We should observe that the idea of universal law is an extremely powerful notion. We are talking about a 'truth' which applies at all times and in all places. That does not go without saying. No-one can ever know that such a law is true, because human beings are finite. At best, we can only have inductive evidence for its truth.

2. Human beings are interested in causes. That also does not go without saying. We form our empirical beliefs by means of a process whereby an impression (e.g. a stone thrown at a window) calls up a 'lively idea' of the expected consequence (e.g. the window breaking), according to certain principles which Hume explains. This psychological account of how beliefs are formed is indeed a causal explanation (a point on which Hume has been wrongly criticized; in fact, he is being perfectly consistent in talking of causes and effects in the mental realm of ideas, then analysing these in terms of 1.).

If one imagined a race of intelligent trees, then it seems that they could do this too. For example, they learn from experience to form the lively idea of rain from the impression of the sky becoming dark with clouds.

However, the point I was trying to make about agency is more contentious than anything Hume claims. It is that in order to form the full-blooded notion of a 'cause' it is necessary to be a physical agent, capable of intervening in the world, and not just a passive observer thinking (= 'mental agency') about what it observes.

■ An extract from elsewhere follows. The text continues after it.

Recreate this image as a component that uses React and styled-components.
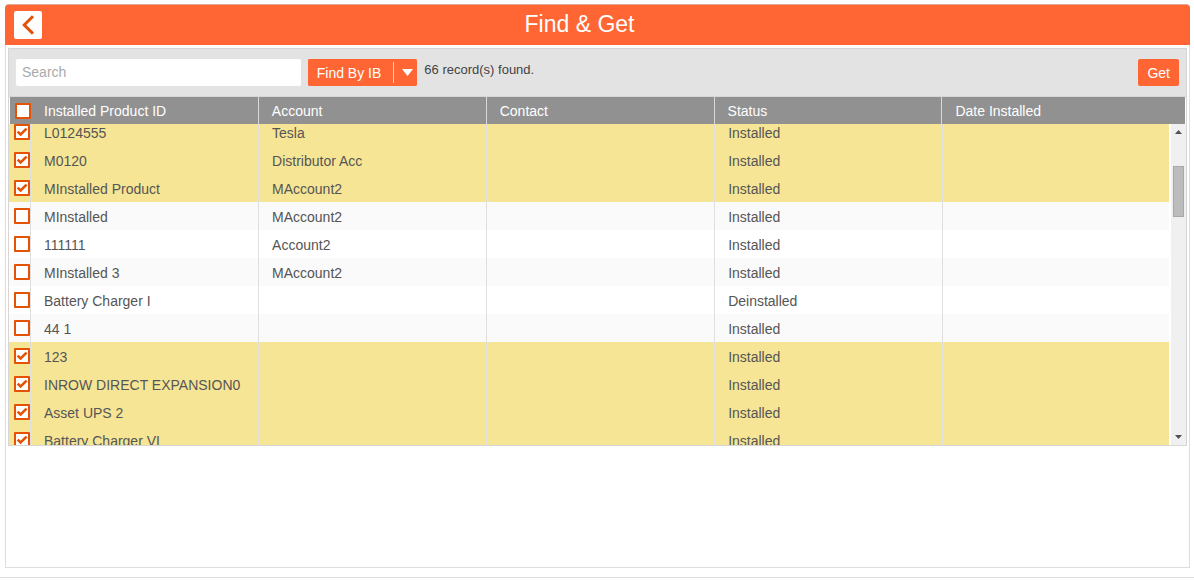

It would seem to follow that if we (per impossibile) were not physical agents, then the only kind of 'explanation' we could be interested in is one which was perfectly symmetrical with prediction. Do you agree with that? I'm not sure I do.

How is it that we are so good at identifying 'the' cause of something, when we are dealing with complex conditions? Consider the role of causation in the law: what was it that 'caused' the car crash, the stormy weather, the road works, the lazy mechanic who didn't adjust the brakes properly, the inattentive driver, the reckless pedestrian, etc. etc.? All these conditions were required for the car crash to occur, but we don't say that it was 'caused' by the weather or the road works.

One might try to apply J.L. Mackie's definition of 'cause' in terms of an 'INUS condition', an 'insufficient but necessary part of an unnecessary but sufficient condition'. But exactly *which* part? that's the question. (For Mackie, see the Stanford Encyclopedia article on 'Probabilistic Causation'.) The law is concerned to punish and deter, so we are led to identify the bad action or decision by a human agent as 'the' cause, although as in this case, we may have to accept that there are several 'causes', which played a lesser or greater part.

Salmon's account seems to have a lot going for it because we are interested in 'mechanisms', and this goes deeper than simply the ability to predict. Wouldn't intelligent trees be interested in mechanisms too? Yes, up to a point. Mechanism gives detail, in terms of which one can distinguish deeper, fuller explanations from more superficial ones. Maybe this is enough and one doesn't need to factor in the extra variable of human physical agency.

So, you see, this is not such an easy issue to resolve. I think that the thing to say is that the fact that we are physical agents is significant in analysing our concept of a 'cause', but it is not totally clear whether, if counterfactually one removed the element of physical agency, there might still be a role for a notion of cause which goes beyond the simple D-N model as Salmon claims.

In analysing causation we are not dealing with a 'cut and dried' issue but a deep philosophical problem. In an exam, it is perfectly OK to recognize this, to admit that your view is not settled and that you are aware of conflicting considerations. If I had to answer this question, I guess that is what I would say.